The California court found that the bankruptcy-confirmation process, including the formulation of a plan, was a “settlement” of the insured’s liability, which presented the question whether the insurers had the right to refuse to consent to the settlement. While the insurers did not consent in fact to the plan, the court embraced the notion that insurers did not have the power to withhold consent unreasonably. In other words, so long as the settlement is reasonable, the question of the insurers’ consent vel non is academic. Because the insurers did not establish a lack of good faith by Fuller-Austin in the process leading to the plan, the court held that the insurers were permitted to object to the settlement only to the extent they could show that, as to them, the bankruptcy plan is “unfair, unreasonable or the product of fraud or collusion.” (slip op. at 34; 52-54)

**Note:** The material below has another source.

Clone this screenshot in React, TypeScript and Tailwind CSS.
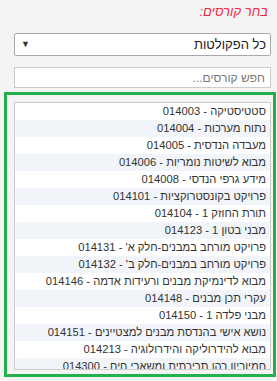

The court next turned to the key question of acceleration, whether the coverage-trial jury could “estimate the aggregate sum of an insured’s liability for present and potential future asbestos claims for the purpose of accelerating [the] insurers’ obligations;” the court concluded that the estimation of the value of the claim portfolio did not “represent the amount that Fuller-Austin is legally obligated to pay.” Slip op. at 41. The court’s discussion, on this point, is not entirely focused. The issue (at least as I understand it) is whether the claim-estimation process in bankruptcy when combined with the discharge of the debtor and funneling of all claims to the separately established trust, constitutes a then-present release of the insured’s liability to the class. If so, then the plan-confirmation process results in an immediately indemnifiable judgment as against the insured (and concurrent assignment of the choses in action under the policies to the trust). In other words, rather than a claim-by-claim exhaustion of coverage as they are adjudicated (or settled) in the ordinary course, the bankruptcy process results in the equivalent of a class-action judgment against the debtor/insured. If like a class-action the claims are resolved en masse, it matters not that the payments for the individuals will occur over time. Relative to the insured, it has extinguished its liability, not as of the time that any individual claimant receives his or her money but when the judgment is entered (which the insured/debtor satisfies by establishing the trust).
The Fuller-Austin court does not frame the question this way, and it is unclear to me whether procedurally this is precisely how the issue was served up. But the court is unequivocal in declining the follow the Seventh Circuit’s UNR decision on this point, which concededly was decided prior to the enactment of 524(g). (Notably, there is no evidence of which I am aware that Congress in enacting 524(g) intended to overturn the UNR decision.) For future bankruptcies, the Fuller-Austin decision may be inapposite or at least unpersuasive on this point.
Relatedly, the court concluded that the value of the claims of the asbestos claimants were measured by the percentage recovery they obtain from the trust rather than the “full” value of their claims. In other words, because of the limited assets of the debtor-insured, the asbestos claimants were to receive only a percentage of the value of their claims (say, 45¢ on the dollar). The court paid little heed to the standard policy provision and statutorily imposed term that the insured’s bankruptcy or insolvency was not to reduce the insurer’s obligation. This policy provision was intended expressly to overcome decisions early last century where an insurer skated out of its obligations because its insured was (otherwise) impecunious and thus was not obligated to pay for the claimant’s full damages. The California court again declined to follow the UNR decision on this point. Excusing the insurers on this basis improperly favors their interests over that of the tort claimants and indeed other asbestos defendants, which will be exposed to the shortfall under joint-and-several liability principles.
The court further addressed issues dealing with the fairness of the trial-court’s jury instructions, including one that effectively presumed the existence of coverage and required the insurers to disprove that their policies were triggered or provided coverage.
What are the implications of Fuller-Austin for asbestos and mass-tort driven bankruptcies? First, it seems likely that the case will stand within the California court system because review by the California Supreme Court seems unlikely. Second, the parties upon retrial will be litigating whether the plan was a fair estimate of the insured’s liability. Assuming the settlement will be found to reasonably approximate the insured’s liability, the insurers will be required to perform only as and to the extent that claims are resolved by the trust. The likely finality of the appellate court’s ruling that the insurers’ obligations are not accelerated and are measured only by the actual payouts are the twin pillars of the excess insurers’ victory.
It’s fair to say the Fuller-Austin decision represents a major win for insurers, but the losers are the asbestos claimants (and their lawyers). The policyholder has received its discharge through the bankruptcy process and under 524(g) is protected against future asbestos-liability claims. The insurers have become increasingly aggressive and litigious in all the spate of asbestos-driven bankruptcies, and Fuller-Austin will not quell their enthusiasm for battle.